Jean-Luc Nancy, philosopher whose thinking spanned politics to On Kawara and Caravaggio, 1940–2021

Jean-Luc Nancy in 2010. Photo: Georges Seguin (Okki); CC-BY-SA-4.0

Jean-Luc Nancy, the French philosopher whose writing ranged from politics to art and film, has died. He was best known for his innovative, radical rereading of past thinkers: taking in Kant, Schelling, Sartre and Heidegger he posited freedom as a mode of personal property in L’Expérience de la liberté (1988); his 1993 book Le sens du monde (The Sense of the World) questioned what we mean when we say we live in the world, rather than above or apart from it, inspired by the writing of Nietzsche, Hegel, Marx, Levinas, Lacan, Derrida, and Deleuze.

Nancy also returned to the theme of ‘community’ many times, most notably in Being Singular Plural, his 2000 book exploring the relationship of the individual with the other and within the collective. Yet he was also an avid thinker on culture, writing on the Jena Romanticism of the Schlegel brothers in L’absolu littéraire (translated as The Literary Absolute in 1987) and, in The Evidence of Film (2001) the career of the Iranian filmmaker Abbas Kiarostami.

His book Les Muses, published in 1994 (translated as The Muses in 1996) champions Hegel’s thesis of the death of art, arguing that where art was central to ancient society, modern art exists on the margins. Two years earlier, Nancy had given a lecture at the Louvre in Paris on Caravaggio’s painting The Death of the Virgin (1604–06), arguing against art’s role as a document of world stating instead that the art object was a mode of existence in itself.

‘From the inside of (the) painting to the outside of (the) painting, there is nothing, no passage. There is painting, there is us, indistinctly, distinctly,’ writes Nancy. ‘Here, (the) painting is our access to the fact that we do not accede – either to the inside or to the outside of ourselves. Thus we exist. [Caravaggio’s] painting paints the threshold of existence. In these conditions, to paint does not mean to represent, but simply to pose the ground, the texture, and the pigment of the threshold.’

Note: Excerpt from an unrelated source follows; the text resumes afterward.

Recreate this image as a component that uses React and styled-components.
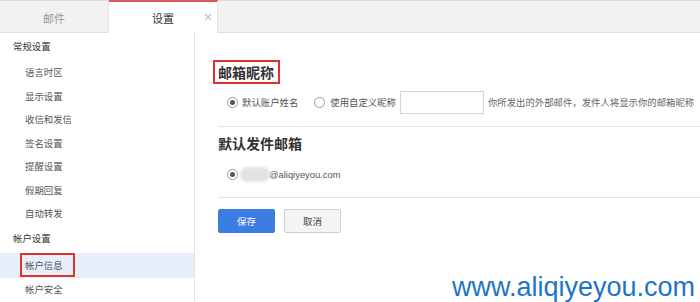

Nancy was a devout fan of On Kawara, whose own work mused on death, time and existence. ‘On Kawara’s question is how this inexposable can be exposed. (In a certain sense, it is perhaps a question which the arts never cease to take up and pass between themselves: how to grasp the ungraspable of passing, how to grasp the pure conjunction of passing and presence, of fleeing and stasis?),’ he wrote in 1997.

‘On Kawara gathers the time of men, measurers of time. A million years back, a million years ahead. Between the two, the space where we are: we here now, as much as and as everyone, at every moment and in every place. But everyone, also, in the present of he who makes the work, and who withdraws from it as he opens it, who withdraws from it as he exposes it.’

Born near Bordeaux in 1940, Nancy graduated with a degree in philosophy from the Sorbonne, Paris, in 1962, where he worked with Georges Canguilhem. During his time at the Sorbonne, he also worked with Paul Ricoeur, who supervised his MA thesis on Hegel’s philosophy of religion. He briefly taught in Colmar before becoming an assistant at the Institut de philosophie at the University of Strasbourg in 1968. In 1973, he completed his doctoral dissertation on Kant’s analogical discourse under the supervision of Ricoeur again. In the same year, Nancy became maître-assistant at the Université des Sciences Humaines in Strasbourg, where he remained a professor until his retirement in 2002.

From 2009 he had a fruitful collaboration with artist-filmmaker Phillip Warnell. He appears in Warnell’s 2009 film Outlandish: ‘Strange Foreign Bodies’, which also features a text Nancy wrote specifically for the project, ‘Étranges Corps Étrangers’; Nancy also contributed a poem, ‘Oh The Animals of Language’ to Warnell’s 2014 feature-length film Ming of Harlem: Twenty One Storeys in the Air. Warnell and Nancy worked on a new text-film collaboration which was completed in 2017, The Flying Proletarian. Clare Denis has also cited Nancy as an influence, with the philosopher’s L’intrus, an account of the experience of undergoing a heart transplant, forming the basis of her 2004 film The Intruder.